=== What to work on ===
Reply with one number only, the count of lines holding the string "page".

Collection entries:
[start]
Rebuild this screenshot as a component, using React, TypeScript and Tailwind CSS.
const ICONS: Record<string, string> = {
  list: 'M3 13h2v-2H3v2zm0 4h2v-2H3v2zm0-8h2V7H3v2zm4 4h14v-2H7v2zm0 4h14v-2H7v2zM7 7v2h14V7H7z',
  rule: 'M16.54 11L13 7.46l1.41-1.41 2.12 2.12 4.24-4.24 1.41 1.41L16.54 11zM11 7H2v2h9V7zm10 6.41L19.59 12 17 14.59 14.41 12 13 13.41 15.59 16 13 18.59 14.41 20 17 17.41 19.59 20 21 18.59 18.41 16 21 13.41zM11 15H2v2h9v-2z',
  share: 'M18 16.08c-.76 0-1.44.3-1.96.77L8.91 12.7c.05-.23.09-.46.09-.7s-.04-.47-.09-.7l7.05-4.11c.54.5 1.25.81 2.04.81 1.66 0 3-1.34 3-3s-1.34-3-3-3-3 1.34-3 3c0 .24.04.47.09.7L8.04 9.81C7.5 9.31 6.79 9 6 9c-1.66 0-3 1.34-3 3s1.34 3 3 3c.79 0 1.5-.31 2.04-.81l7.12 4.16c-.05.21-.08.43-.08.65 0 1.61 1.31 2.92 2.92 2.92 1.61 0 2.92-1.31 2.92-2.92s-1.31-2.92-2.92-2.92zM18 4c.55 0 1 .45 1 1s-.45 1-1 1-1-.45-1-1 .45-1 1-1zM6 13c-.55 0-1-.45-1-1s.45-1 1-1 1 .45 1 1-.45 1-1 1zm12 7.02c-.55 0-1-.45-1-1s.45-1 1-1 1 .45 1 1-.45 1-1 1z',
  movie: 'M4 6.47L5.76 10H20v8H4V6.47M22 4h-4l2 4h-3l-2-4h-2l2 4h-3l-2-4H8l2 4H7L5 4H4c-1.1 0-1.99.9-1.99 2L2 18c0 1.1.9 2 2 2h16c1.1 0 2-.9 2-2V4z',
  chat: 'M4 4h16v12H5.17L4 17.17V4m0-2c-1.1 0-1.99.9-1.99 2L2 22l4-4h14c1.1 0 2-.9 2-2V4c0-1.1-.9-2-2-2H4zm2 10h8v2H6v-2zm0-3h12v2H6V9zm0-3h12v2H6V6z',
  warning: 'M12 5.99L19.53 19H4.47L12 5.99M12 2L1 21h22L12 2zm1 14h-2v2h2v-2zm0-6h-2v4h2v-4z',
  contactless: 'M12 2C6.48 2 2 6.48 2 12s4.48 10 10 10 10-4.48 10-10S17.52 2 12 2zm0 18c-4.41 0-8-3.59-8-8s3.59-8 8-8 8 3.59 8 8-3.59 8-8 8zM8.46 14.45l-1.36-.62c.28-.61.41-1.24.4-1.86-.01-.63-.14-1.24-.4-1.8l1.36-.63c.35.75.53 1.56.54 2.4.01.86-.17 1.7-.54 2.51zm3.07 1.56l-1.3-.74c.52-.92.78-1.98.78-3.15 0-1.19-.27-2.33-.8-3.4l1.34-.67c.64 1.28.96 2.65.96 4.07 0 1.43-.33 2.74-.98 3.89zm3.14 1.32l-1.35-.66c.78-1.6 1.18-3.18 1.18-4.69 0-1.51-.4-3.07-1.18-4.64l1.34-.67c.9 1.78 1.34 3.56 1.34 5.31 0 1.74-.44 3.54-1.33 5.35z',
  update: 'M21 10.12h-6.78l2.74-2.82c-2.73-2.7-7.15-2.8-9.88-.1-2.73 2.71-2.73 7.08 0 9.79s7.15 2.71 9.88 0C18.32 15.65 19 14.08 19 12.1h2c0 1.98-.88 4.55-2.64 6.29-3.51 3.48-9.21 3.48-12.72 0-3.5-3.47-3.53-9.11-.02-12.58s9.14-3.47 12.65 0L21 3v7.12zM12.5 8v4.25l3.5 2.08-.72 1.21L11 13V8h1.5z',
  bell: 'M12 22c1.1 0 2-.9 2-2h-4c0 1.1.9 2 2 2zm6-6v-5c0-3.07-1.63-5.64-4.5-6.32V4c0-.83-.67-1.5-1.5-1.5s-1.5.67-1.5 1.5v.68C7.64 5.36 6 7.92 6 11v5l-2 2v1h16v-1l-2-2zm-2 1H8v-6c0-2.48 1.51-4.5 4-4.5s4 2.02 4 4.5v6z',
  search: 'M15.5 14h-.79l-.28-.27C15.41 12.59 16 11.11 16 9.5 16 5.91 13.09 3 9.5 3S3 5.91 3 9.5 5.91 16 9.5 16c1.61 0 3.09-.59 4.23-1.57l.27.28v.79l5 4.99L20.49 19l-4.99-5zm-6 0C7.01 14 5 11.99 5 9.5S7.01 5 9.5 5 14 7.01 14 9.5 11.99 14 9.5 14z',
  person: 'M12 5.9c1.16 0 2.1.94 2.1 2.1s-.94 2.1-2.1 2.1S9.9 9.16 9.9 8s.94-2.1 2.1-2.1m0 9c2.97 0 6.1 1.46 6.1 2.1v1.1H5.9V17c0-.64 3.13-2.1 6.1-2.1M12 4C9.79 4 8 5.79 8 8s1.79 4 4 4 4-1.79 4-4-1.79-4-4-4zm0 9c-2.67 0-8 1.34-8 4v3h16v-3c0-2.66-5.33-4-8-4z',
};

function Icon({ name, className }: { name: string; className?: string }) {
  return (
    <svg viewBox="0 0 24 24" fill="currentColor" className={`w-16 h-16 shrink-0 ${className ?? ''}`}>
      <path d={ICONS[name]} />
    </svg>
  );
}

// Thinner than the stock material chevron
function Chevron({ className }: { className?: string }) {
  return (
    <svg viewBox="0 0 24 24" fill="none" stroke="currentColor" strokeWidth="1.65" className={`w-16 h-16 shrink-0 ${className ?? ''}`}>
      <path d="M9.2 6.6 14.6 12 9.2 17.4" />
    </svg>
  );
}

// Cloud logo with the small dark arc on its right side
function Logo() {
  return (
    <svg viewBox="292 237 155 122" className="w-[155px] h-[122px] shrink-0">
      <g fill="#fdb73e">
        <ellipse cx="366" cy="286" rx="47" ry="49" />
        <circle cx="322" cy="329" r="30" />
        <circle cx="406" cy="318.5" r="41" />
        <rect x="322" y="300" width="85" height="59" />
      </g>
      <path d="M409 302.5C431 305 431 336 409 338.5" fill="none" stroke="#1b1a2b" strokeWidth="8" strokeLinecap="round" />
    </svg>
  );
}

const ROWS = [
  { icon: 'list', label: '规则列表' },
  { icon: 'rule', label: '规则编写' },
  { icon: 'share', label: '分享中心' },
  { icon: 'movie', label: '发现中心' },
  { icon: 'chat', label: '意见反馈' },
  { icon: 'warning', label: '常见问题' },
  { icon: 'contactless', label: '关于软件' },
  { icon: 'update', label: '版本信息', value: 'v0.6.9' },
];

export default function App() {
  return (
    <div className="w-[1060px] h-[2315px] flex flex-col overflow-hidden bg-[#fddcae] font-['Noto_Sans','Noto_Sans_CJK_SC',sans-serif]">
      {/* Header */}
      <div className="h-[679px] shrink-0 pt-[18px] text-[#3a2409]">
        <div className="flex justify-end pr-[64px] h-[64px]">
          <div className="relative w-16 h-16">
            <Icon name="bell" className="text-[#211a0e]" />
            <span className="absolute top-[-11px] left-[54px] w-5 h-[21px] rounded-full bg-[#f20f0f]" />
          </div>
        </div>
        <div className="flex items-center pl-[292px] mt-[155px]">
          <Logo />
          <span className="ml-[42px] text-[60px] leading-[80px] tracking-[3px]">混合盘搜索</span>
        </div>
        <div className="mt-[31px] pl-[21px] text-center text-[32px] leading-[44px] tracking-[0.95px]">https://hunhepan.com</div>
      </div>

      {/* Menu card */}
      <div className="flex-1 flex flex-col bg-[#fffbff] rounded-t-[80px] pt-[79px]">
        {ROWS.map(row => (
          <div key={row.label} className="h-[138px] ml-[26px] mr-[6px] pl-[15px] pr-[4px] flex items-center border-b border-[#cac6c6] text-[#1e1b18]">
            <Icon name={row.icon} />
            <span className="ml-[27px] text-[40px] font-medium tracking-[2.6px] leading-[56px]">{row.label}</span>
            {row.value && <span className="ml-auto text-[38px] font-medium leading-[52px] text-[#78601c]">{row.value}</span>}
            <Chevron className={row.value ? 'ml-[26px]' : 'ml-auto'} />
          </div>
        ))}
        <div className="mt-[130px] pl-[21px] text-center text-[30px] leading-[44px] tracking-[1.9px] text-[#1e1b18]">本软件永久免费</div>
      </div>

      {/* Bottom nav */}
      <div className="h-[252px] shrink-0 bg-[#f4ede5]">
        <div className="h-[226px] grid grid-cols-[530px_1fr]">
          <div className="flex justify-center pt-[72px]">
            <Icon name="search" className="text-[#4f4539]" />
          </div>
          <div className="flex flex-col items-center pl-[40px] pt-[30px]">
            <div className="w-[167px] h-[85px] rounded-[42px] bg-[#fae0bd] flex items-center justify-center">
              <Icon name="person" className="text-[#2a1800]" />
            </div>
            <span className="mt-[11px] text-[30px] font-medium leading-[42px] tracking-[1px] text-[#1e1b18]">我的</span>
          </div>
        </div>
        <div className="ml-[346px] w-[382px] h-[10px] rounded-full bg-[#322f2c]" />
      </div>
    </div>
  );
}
[end]
[start]
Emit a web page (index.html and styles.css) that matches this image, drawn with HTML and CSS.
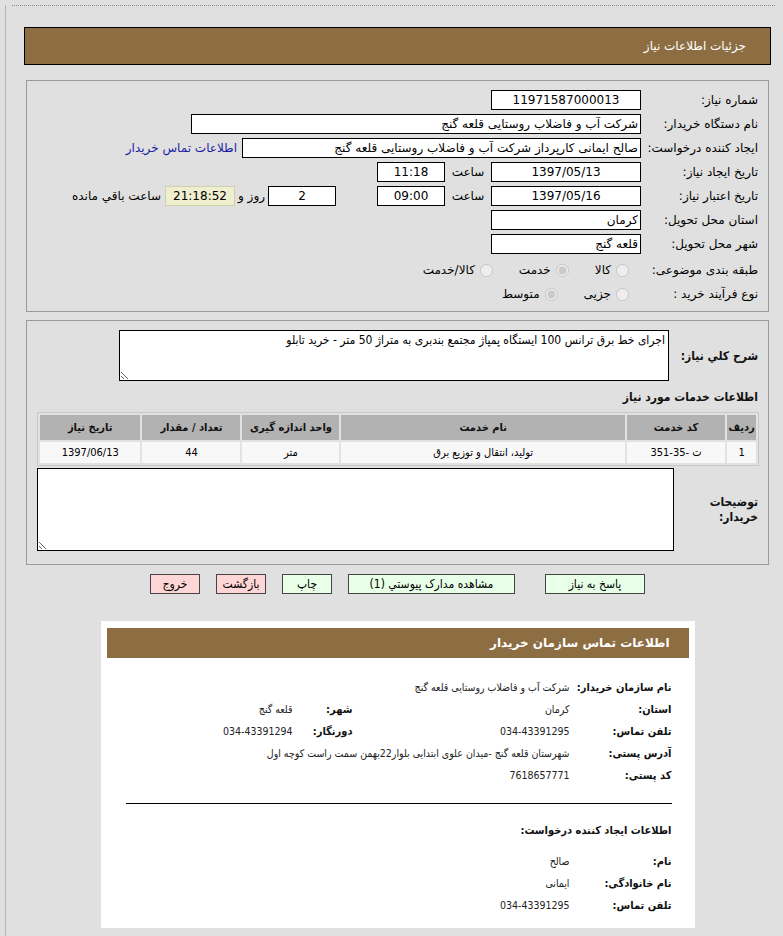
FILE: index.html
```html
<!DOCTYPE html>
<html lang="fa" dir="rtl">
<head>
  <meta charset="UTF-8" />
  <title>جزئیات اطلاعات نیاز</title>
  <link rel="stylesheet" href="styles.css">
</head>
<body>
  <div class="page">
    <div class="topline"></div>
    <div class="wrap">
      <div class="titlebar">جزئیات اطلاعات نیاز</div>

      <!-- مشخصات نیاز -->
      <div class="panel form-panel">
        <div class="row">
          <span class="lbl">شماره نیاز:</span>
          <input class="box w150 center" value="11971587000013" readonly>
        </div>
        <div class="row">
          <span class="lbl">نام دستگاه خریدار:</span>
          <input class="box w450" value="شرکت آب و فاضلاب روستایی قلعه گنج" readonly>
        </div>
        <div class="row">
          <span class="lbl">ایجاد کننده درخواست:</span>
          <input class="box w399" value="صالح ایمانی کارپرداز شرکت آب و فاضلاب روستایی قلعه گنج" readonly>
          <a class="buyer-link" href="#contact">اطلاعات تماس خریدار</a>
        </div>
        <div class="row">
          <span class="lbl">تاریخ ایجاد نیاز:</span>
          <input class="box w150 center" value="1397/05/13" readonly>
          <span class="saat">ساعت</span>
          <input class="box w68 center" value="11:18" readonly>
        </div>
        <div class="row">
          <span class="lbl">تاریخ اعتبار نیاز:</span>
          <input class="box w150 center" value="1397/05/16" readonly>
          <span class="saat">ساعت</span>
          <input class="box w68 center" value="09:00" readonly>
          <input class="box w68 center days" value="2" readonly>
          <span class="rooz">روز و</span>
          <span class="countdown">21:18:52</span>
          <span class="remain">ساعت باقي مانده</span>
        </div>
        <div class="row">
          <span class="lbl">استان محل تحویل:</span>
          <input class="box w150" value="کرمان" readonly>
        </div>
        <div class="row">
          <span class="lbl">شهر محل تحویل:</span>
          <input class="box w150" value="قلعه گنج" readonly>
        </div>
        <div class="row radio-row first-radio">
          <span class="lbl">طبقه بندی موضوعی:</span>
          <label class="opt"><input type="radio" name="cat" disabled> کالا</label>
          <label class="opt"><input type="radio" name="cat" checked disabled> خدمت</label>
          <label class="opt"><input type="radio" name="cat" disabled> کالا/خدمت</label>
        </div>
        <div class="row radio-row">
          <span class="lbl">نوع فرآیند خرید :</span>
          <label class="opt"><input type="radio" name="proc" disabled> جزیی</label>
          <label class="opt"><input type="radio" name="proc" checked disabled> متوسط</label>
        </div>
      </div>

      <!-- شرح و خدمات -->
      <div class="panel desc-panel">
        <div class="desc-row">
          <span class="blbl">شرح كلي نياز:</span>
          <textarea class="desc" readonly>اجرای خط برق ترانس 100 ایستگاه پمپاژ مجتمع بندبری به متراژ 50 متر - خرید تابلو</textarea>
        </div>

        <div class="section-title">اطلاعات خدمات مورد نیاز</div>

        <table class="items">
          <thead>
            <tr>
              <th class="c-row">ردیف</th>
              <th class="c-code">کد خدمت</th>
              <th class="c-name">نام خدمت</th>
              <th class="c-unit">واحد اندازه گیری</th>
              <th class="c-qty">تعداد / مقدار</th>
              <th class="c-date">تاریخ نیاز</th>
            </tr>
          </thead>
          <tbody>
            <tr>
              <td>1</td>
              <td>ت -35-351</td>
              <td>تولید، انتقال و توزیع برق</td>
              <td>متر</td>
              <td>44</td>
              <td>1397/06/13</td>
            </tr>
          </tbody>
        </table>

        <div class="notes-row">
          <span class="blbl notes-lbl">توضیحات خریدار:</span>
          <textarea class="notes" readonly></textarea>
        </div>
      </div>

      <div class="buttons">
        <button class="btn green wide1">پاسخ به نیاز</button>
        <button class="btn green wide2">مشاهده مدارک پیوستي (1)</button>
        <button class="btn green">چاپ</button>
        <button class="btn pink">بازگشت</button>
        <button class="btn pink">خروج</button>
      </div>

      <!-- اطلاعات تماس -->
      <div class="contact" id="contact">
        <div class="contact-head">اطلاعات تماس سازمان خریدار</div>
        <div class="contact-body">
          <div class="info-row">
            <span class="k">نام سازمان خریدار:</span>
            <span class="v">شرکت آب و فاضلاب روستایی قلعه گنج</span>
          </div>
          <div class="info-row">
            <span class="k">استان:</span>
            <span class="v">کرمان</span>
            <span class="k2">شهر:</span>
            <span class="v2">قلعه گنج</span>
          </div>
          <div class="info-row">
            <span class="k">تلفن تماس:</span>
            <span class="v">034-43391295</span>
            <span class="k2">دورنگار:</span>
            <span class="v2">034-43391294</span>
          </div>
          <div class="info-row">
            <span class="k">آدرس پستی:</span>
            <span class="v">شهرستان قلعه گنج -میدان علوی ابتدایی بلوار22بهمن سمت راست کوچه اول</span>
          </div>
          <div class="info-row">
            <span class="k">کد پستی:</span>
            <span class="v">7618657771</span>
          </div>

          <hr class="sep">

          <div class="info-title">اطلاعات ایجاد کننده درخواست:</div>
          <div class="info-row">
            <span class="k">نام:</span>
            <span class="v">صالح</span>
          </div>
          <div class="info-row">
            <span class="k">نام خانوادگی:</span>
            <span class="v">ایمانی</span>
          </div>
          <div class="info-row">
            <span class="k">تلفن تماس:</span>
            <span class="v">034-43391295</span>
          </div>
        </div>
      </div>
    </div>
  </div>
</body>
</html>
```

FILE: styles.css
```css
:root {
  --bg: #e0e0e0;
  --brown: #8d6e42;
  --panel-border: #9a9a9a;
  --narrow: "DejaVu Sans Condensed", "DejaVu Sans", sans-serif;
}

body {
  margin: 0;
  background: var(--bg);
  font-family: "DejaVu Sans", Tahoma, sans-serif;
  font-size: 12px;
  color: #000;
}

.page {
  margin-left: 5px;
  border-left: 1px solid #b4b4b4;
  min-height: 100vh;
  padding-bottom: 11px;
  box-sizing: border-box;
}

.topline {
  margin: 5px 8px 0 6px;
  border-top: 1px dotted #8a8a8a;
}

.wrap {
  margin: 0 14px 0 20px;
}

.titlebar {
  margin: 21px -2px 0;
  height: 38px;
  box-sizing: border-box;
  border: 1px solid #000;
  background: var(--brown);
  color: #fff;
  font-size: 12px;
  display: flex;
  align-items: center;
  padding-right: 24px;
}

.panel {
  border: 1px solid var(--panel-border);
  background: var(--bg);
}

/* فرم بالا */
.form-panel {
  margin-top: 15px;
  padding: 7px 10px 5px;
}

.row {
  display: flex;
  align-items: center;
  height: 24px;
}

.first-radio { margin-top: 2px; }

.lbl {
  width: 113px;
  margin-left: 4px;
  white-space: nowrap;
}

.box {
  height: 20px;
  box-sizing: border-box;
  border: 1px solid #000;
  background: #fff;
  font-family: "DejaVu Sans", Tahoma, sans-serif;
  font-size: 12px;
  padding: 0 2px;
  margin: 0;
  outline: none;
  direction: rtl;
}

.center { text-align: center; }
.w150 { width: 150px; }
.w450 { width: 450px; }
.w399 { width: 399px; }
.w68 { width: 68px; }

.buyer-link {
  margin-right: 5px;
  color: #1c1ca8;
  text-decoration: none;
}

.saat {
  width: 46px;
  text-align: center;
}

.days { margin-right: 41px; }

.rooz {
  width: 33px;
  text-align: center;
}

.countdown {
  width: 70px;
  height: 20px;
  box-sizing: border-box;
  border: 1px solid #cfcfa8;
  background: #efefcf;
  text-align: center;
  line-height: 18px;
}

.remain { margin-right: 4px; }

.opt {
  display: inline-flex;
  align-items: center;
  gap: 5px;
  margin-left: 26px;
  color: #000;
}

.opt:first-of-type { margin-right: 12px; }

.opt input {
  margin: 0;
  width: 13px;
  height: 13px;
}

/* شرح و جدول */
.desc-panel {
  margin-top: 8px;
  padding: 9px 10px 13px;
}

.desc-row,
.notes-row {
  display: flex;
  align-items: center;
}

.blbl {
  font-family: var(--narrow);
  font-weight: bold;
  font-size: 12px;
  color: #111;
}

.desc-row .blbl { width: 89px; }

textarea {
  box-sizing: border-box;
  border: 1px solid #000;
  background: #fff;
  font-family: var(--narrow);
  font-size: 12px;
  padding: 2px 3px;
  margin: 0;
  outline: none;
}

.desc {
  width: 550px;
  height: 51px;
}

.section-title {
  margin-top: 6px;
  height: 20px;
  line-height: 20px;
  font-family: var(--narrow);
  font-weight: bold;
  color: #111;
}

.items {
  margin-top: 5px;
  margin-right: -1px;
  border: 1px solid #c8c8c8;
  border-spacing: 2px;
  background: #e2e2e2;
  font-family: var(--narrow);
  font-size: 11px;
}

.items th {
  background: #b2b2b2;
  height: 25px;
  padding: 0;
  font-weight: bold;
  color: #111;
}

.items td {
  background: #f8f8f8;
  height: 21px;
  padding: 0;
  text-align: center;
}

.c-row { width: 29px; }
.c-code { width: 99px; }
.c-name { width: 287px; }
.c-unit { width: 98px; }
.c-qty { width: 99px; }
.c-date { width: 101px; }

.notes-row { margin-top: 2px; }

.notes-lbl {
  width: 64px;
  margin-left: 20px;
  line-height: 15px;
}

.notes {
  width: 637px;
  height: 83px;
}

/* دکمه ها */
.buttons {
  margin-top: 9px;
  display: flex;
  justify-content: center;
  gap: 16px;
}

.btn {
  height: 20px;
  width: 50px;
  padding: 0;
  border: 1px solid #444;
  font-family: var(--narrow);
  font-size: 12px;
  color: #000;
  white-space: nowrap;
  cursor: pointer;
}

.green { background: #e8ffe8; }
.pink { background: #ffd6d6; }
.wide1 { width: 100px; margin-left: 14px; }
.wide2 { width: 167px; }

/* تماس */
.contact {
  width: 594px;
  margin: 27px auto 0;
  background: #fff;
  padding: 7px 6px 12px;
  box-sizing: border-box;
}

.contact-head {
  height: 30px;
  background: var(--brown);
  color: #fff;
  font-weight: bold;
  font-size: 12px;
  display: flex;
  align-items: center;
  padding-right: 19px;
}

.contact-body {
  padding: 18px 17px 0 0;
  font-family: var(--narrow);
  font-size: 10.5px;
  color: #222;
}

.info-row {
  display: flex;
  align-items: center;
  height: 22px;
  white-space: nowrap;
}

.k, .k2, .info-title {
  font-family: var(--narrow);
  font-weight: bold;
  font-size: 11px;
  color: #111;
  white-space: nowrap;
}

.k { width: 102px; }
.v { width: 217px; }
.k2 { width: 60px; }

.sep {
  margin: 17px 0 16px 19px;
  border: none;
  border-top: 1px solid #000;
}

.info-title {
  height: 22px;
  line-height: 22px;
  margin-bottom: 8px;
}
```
[end]
=== Final answer ===
3